Which lines in the records below contain the word "inline"? Copy each of them.

RAW RECORDS:
···
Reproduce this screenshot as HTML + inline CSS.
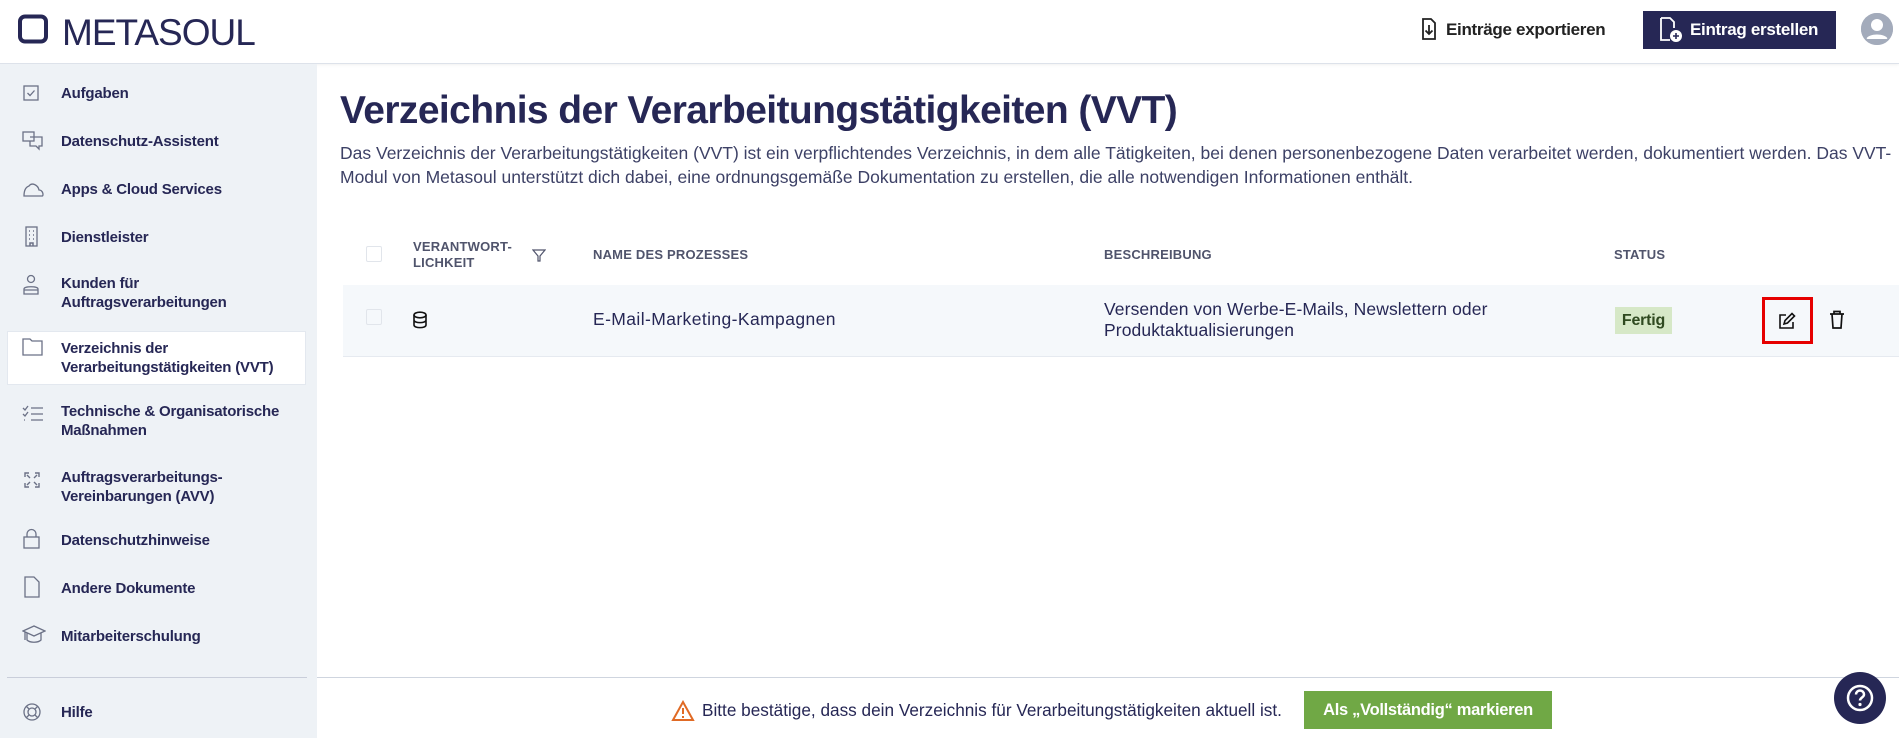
<!DOCTYPE html>
<html><head><meta charset="utf-8"><style>
*{margin:0;padding:0;box-sizing:border-box}
body{width:1899px;height:738px;overflow:hidden;font-family:"Liberation Sans",sans-serif;color:#262755;background:#fff;position:relative}
.a{position:absolute;white-space:nowrap}
.hdr{position:absolute;left:0;top:0;width:1899px;height:64px;background:#fff;border-bottom:1px solid #dde2ea;box-shadow:0 1px 3px rgba(0,0,0,.06)}
.side{position:absolute;left:0;top:64px;width:317px;height:674px;background:#eef2f6}
.it{position:absolute;left:61px;font-size:15px;font-weight:bold;line-height:19px;color:#262755;letter-spacing:-0.2px}
.ic{position:absolute;left:22px}
.th{position:absolute;font-size:13px;font-weight:bold;color:#50546c;letter-spacing:0.2px;line-height:16px}
.cb{position:absolute;width:16px;height:16px;border:1.5px solid #e1e5eb;border-radius:2px;background:#fff}
</style></head><body>
<div class="hdr"></div>
<svg class="a" style="left:17px;top:14px" width="32" height="30" viewBox="0 0 32 30"><rect x="3" y="2.5" width="26" height="25" rx="5" fill="none" stroke="#262755" stroke-width="4"/></svg>
<div class="a" style="left:62px;top:11px;font-size:37px;color:#262755;letter-spacing:-1px;line-height:44px">METASOUL</div>

<svg class="a" style="left:1421px;top:18px" width="16" height="22" viewBox="0 0 16 22"><path d="M2 1h8l4 4v16H2z" fill="none" stroke="#222" stroke-width="1.8"/><path d="M8 7v9M4.5 12.5L8 16l3.5-3.5" fill="none" stroke="#222" stroke-width="1.8"/></svg>
<div class="a" style="left:1446px;top:19px;font-size:17px;font-weight:bold;color:#222;line-height:22px;letter-spacing:-0.3px">Einträge exportieren</div>
<div class="a" style="left:1643px;top:11px;width:193px;height:38px;background:#262755"></div>
<svg class="a" style="left:1659px;top:17px" width="24" height="26" viewBox="0 0 24 26"><path d="M2 1h9l4 4v6M2 1v22h9" fill="none" stroke="#fff" stroke-width="1.8"/><circle cx="17" cy="19" r="6" fill="#fff"/><path d="M17 16v6M14 19h6" stroke="#262755" stroke-width="1.6"/></svg>
<div class="a" style="left:1690px;top:19px;font-size:17px;font-weight:bold;color:#fff;line-height:22px;letter-spacing:-0.3px">Eintrag erstellen</div>
<svg class="a" style="left:1860px;top:12px" width="34" height="34" viewBox="0 0 34 34"><circle cx="17" cy="17" r="16" fill="#a3abbb"/><circle cx="17" cy="13" r="6" fill="#fff"/><path d="M6 27c3-6 19-6 22 0" fill="#fff"/><circle cx="17" cy="17" r="15" fill="none" stroke="#a3abbb" stroke-width="2"/></svg>

<div class="side"></div>
<div class="a" style="left:7px;top:331px;width:299px;height:54px;background:#fff;border:1px solid #e3e8ef"></div>
<svg class="ic" style="top:84px" width="18" height="18" viewBox="0 0 18 18"><rect x="2" y="2" width="14" height="14" fill="none" stroke="#6b7186" stroke-width="1.3"/><path d="M5.5 9l2.5 2.5 4.5-5" fill="none" stroke="#6b7186" stroke-width="1.3"/></svg>
<div class="it" style="top:84px">Aufgaben</div>
<svg class="ic" style="top:131px" width="22" height="20" viewBox="0 0 22 20"><rect x="1" y="1" width="11" height="9" fill="none" stroke="#6b7186" stroke-width="1.3"/><path d="M8 6h12v9h-3v3l-3-3h-6v-5" fill="none" stroke="#6b7186" stroke-width="1.3"/></svg>
<div class="it" style="top:132px">Datenschutz-Assistent</div>
<svg class="ic" style="top:180px" width="22" height="18" viewBox="0 0 22 18"><path d="M2 16h18c2 0 1-6-3-6-1-5-7-8-10-4-3 1-5 4-5 10z" fill="none" stroke="#6b7186" stroke-width="1.3"/></svg>
<div class="it" style="top:180px">Apps &amp; Cloud Services</div>
<svg class="ic" style="top:226px" width="18" height="22" viewBox="0 0 18 22"><rect x="4" y="1" width="11" height="19" fill="none" stroke="#6b7186" stroke-width="1.3"/><path d="M7 5h1M11 5h1M7 9h1M11 9h1M7 13h1M11 13h1M8 20v-3h3v3" stroke="#6b7186" stroke-width="1.5" fill="none"/></svg>
<div class="it" style="top:228px">Dienstleister</div>
<svg class="ic" style="top:274px" width="18" height="22" viewBox="0 0 18 22"><circle cx="9" cy="5" r="3.5" fill="none" stroke="#6b7186" stroke-width="1.3"/><path d="M2 20v-5c0-3 14-3 14 0v5zM2 16h14" fill="none" stroke="#6b7186" stroke-width="1.3"/></svg>
<div class="it" style="top:274px">Kunden für<br>Auftragsverarbeitungen</div>
<svg class="ic" style="top:337px" width="22" height="20" viewBox="0 0 22 20"><path d="M1 2h7l2 2h10v14H1z" fill="none" stroke="#6b7186" stroke-width="1.3"/></svg>
<div class="it" style="top:339px">Verzeichnis der<br>Verarbeitungstätigkeiten (VVT)</div>
<svg class="ic" style="top:405px" width="22" height="18" viewBox="0 0 22 18"><path d="M9 3h12M9 9h12M9 15h12M1 3l2 2 3-4M1 9l2 2 3-4M2 15h1" fill="none" stroke="#6b7186" stroke-width="1.3"/></svg>
<div class="it" style="top:402px">Technische &amp; Organisatorische<br>Maßnahmen</div>
<svg class="ic" style="top:470px" width="20" height="20" viewBox="0 0 20 20"><path d="M3 7V3h4M13 3h4v4M17 13v4h-4M7 17H3v-4M5 5l3 3M15 5l-3 3M15 15l-3-3M5 15l3-3" fill="none" stroke="#6b7186" stroke-width="1.4"/></svg>
<div class="it" style="top:468px">Auftragsverarbeitungs-<br>Vereinbarungen (AVV)</div>
<svg class="ic" style="top:528px" width="20" height="22" viewBox="0 0 20 22"><rect x="2" y="9" width="15" height="11" fill="none" stroke="#6b7186" stroke-width="1.3"/><path d="M5 9V6a4.5 4.5 0 019 0v3" fill="none" stroke="#6b7186" stroke-width="1.3"/></svg>
<div class="it" style="top:531px">Datenschutzhinweise</div>
<svg class="ic" style="top:576px" width="20" height="22" viewBox="0 0 20 22"><path d="M3 1h9l5 5v15H3z" fill="none" stroke="#6b7186" stroke-width="1.3"/></svg>
<div class="it" style="top:579px">Andere Dokumente</div>
<svg class="ic" style="top:624px" width="24" height="22" viewBox="0 0 24 22"><path d="M1 7l11-5 11 5-11 5zM5 9v7c3 3 11 3 14 0V9M3 8v8" fill="none" stroke="#6b7186" stroke-width="1.3"/></svg>
<div class="it" style="top:627px">Mitarbeiterschulung</div>
<div class="a" style="left:7px;top:677px;width:300px;height:1px;background:#c9ceda"></div>
<svg class="ic" style="top:702px" width="20" height="20" viewBox="0 0 20 20"><circle cx="10" cy="10" r="8" fill="none" stroke="#6b7186" stroke-width="1.3"/><circle cx="10" cy="10" r="4" fill="none" stroke="#6b7186" stroke-width="1.3"/><path d="M4.5 4.5l3 3M15.5 4.5l-3 3M4.5 15.5l3-3M15.5 15.5l-3-3" stroke="#6b7186" stroke-width="1.3"/></svg>
<div class="it" style="top:703px">Hilfe</div>

<div class="a" style="left:340px;top:88px;font-size:39px;font-weight:bold;color:#262755;letter-spacing:-0.6px;line-height:46px">Verzeichnis der Verarbeitungstätigkeiten (VVT)</div>
<div class="a" style="left:340px;top:141px;font-size:17.5px;line-height:24px;color:#3d4166;letter-spacing:0">Das Verzeichnis der Verarbeitungstätigkeiten (VVT) ist ein verpflichtendes Verzeichnis, in dem alle Tätigkeiten, bei denen personenbezogene Daten verarbeitet werden, dokumentiert werden. Das VVT-<br>Modul von Metasoul unterstützt dich dabei, eine ordnungsgemäße Dokumentation zu erstellen, die alle notwendigen Informationen enthält.</div>

<div class="cb" style="left:366px;top:246px"></div>
<div class="th" style="left:413px;top:239px">VERANTWORT-<br>LICHKEIT</div>
<svg class="a" style="left:532px;top:248px" width="14" height="14" viewBox="0 0 14 14"><path d="M1 2h12L8 8v5H6V8z" fill="none" stroke="#50546c" stroke-width="1.2"/></svg>
<div class="th" style="left:593px;top:247px">NAME DES PROZESSES</div>
<div class="th" style="left:1104px;top:247px">BESCHREIBUNG</div>
<div class="th" style="left:1614px;top:247px">STATUS</div>

<div class="a" style="left:343px;top:285px;width:1556px;height:72px;background:#f5f8fb;border-bottom:1px solid #e6eaf0"></div>
<div class="cb" style="left:366px;top:309px;background:#f5f8fb"></div>
<svg class="a" style="left:412px;top:311px" width="16" height="18" viewBox="0 0 16 18"><ellipse cx="8" cy="4" rx="6" ry="2.8" fill="none" stroke="#111" stroke-width="1.6"/><path d="M2 4v10c0 3.5 12 3.5 12 0V4M2 9c0 3.5 12 3.5 12 0" fill="none" stroke="#111" stroke-width="1.6"/></svg>
<div class="a" style="left:593px;top:309px;font-size:17.5px;color:#262755;letter-spacing:0.4px;line-height:21px">E-Mail-Marketing-Kampagnen</div>
<div class="a" style="left:1104px;top:299px;font-size:17.5px;color:#262755;letter-spacing:0.1px;line-height:21px">Versenden von Werbe-E-Mails, Newslettern oder<br>Produktaktualisierungen</div>
<div class="a" style="left:1615px;top:307px;width:57px;height:27px;background:#d6e8c7;color:#2f4a20;font-size:16px;font-weight:bold;line-height:27px;text-align:center;letter-spacing:-0.2px">Fertig</div>
<div class="a" style="left:1762px;top:297px;width:51px;height:47px;border:3px solid #e60000"></div>
<svg class="a" style="left:1778px;top:312px" width="18" height="18" viewBox="0 0 18 18"><path d="M8 3H2v13h13v-6" fill="none" stroke="#111" stroke-width="1.6"/><path d="M6 12l1-3.5 7-7 2.5 2.5-7 7z" fill="none" stroke="#111" stroke-width="1.6"/></svg>
<svg class="a" style="left:1828px;top:310px" width="18" height="20" viewBox="0 0 18 20"><path d="M2 4h14M6 4V1.5h6V4M4 4l1 14h8l1-14" fill="none" stroke="#111" stroke-width="1.7"/></svg>

<div class="a" style="left:317px;top:677px;width:1582px;height:1px;background:#cfd5df"></div>
<svg class="a" style="left:671px;top:700px" width="24" height="22" viewBox="0 0 24 22"><path d="M12 2L2 20h20z" fill="none" stroke="#e06a25" stroke-width="2"/><path d="M12 8v6M12 16v2" stroke="#e06a25" stroke-width="2"/></svg>
<div class="a" style="left:702px;top:700px;font-size:17.2px;color:#262755;letter-spacing:0;line-height:21px">Bitte bestätige, dass dein Verzeichnis für Verarbeitungstätigkeiten aktuell ist.</div>
<div class="a" style="left:1304px;top:691px;width:248px;height:38px;background:#70a845;color:#fff;font-size:16.5px;font-weight:bold;line-height:38px;text-align:center;letter-spacing:-0.3px">Als „Vollständig“ markieren</div>
<svg class="a" style="left:1834px;top:672px" width="52" height="52" viewBox="0 0 52 52"><circle cx="26" cy="26" r="26" fill="#262755"/><circle cx="26" cy="26" r="12" fill="none" stroke="#fff" stroke-width="2.5"/><path d="M22 22.5a4 4 0 118 0c0 3-4 3-4 6" fill="none" stroke="#fff" stroke-width="2.5"/><circle cx="26" cy="32.5" r="1.6" fill="#fff"/></svg>
</body></html>
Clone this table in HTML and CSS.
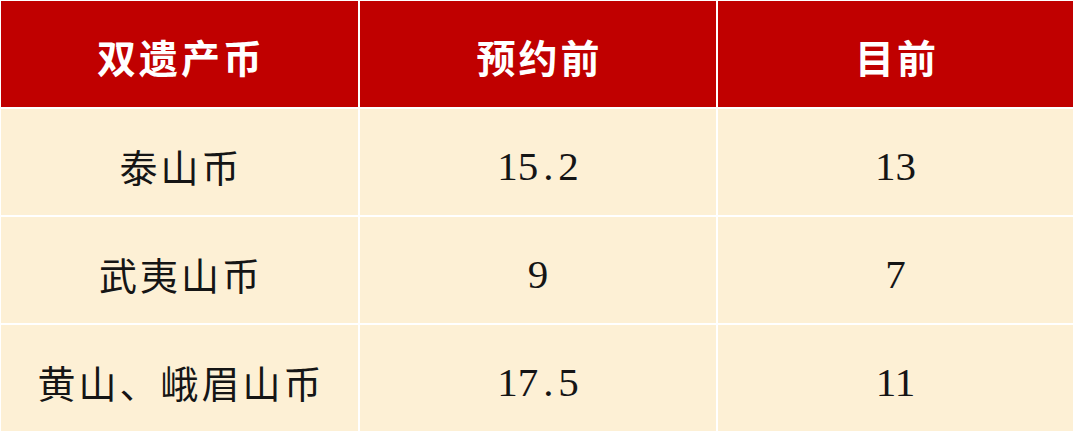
FILE: index.html
```html
<!DOCTYPE html>
<html lang="zh-CN">
<head>
<meta charset="utf-8">
<link rel="stylesheet" href="styles.css">
</head>
<body>
<div class="table">
  <div class="cell head">双遗产币</div>
  <div class="cell head">预约前</div>
  <div class="cell head">目前</div>

  <div class="cell name">泰山币</div>
  <div class="cell num">15<span class="dot">.</span>2</div>
  <div class="cell num">13</div>

  <div class="cell name">武夷山币</div>
  <div class="cell num">9</div>
  <div class="cell num">7</div>

  <div class="cell name">黄山、峨眉山币</div>
  <div class="cell num">17<span class="dot">.</span>5</div>
  <div class="cell num">11</div>
</div>
</body>
</html>
```

FILE: styles.css
```css
html, body {
  margin: 0;
  padding: 0;
  background: #ffffff;
}
body {
  width: 1076px;
  height: 434px;
  overflow: hidden;
}
.table {
  box-sizing: border-box;
  width: 1074px;
  height: 431px;
  padding: 1px 0 0 1px;
  display: grid;
  grid-template-columns: 357px 356px 355px;
  grid-template-rows: repeat(4, 1fr);
  gap: 2px;
}
.cell {
  display: flex;
  align-items: center;
  justify-content: center;
  background: #fdf0d5;
  color: #151515;
  padding-top: 6px;
  box-sizing: border-box;
}
.head {
  background: #c00000;
  color: #ffffff;
  font-family: "Noto Sans CJK SC", sans-serif;
  font-weight: 700;
  font-size: 39px;
  letter-spacing: 3px;
  padding-left: 3px;
  padding-top: 4px;
}
.name {
  font-family: "Noto Sans CJK SC", sans-serif;
  font-weight: 400;
  font-size: 38px;
  letter-spacing: 3px;
  padding-left: 3px;
}
.num {
  font-family: "Liberation Serif", serif;
  font-size: 41px;
  padding-top: 8px;
}
.dot {
  display: inline-block;
  width: 20px;
  text-align: center;
}
```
···
RESPONSE TO THIS TASK:
Reproduce this screenshot as HTML + inline CSS.
  display: inline-block;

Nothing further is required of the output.